Copi, La vie est un tango
Le présent est tout ce qui existe. (Je retrouve dans une vieille note de la machine quelques phrases jetées au hasard, je sais bien que c’est moi qui les ai déposées là, mais sans aucun souvenir de quand, d’où, n’importe, je les retrouve là, c’est un portrait sans visage de phrases suspendues à leur propre absence, échouées comme des poissons morts.) Le vieillissement tel qu’on le connaît appartiendra bientôt au passé. (C’est ainsi peut-être qu’on écrit : en abandonnant.) Le milieu de nulle part. (Puis, il est possible que j’ai volé ces phrases, arrachées comme de mauvaises herbes aux trottoirs — les mauvaises herbes n’existent pas, il n’y a que notre impatience et notre désir de vouloir que tout pousse selon notre volonté — d’un geste rageur et tendre.) Les arbres ne se couchent qu’une fois morts.

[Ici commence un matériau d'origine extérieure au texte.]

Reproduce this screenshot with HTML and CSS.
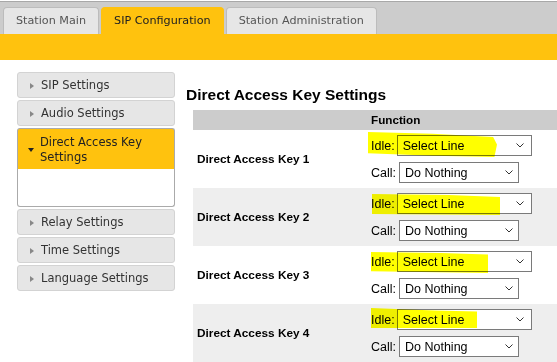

C’est comme quand on achève un livre : on le sait parce qu’on l’observe comme un étranger, qu’on ne le reconnaît plus, qu’on est de l’autre côté de lui avec le sentiment que c’est lui qui sait, qui a raison, qui nous a tout pris et nous console désormais : que nous sommes son enfant.
Excéder sa propre dimension. (Je ne ferai rien de ces phrases.) On ne marche pas sur la route ; on marche dans la nuit. (Rien.) La nuit nous contient. (Il faudrait savoir tuer des vieilles phrases comme des insectes.) Le sang qui coule hors de nous, allongés, nous grandit. (Il faudrait ne pas s’en vouloir d’avoir commis tant d’oubli, d’avoir placé tant de soi dans ce qui s’évanouit sans raison.) Le soleil fait le mort.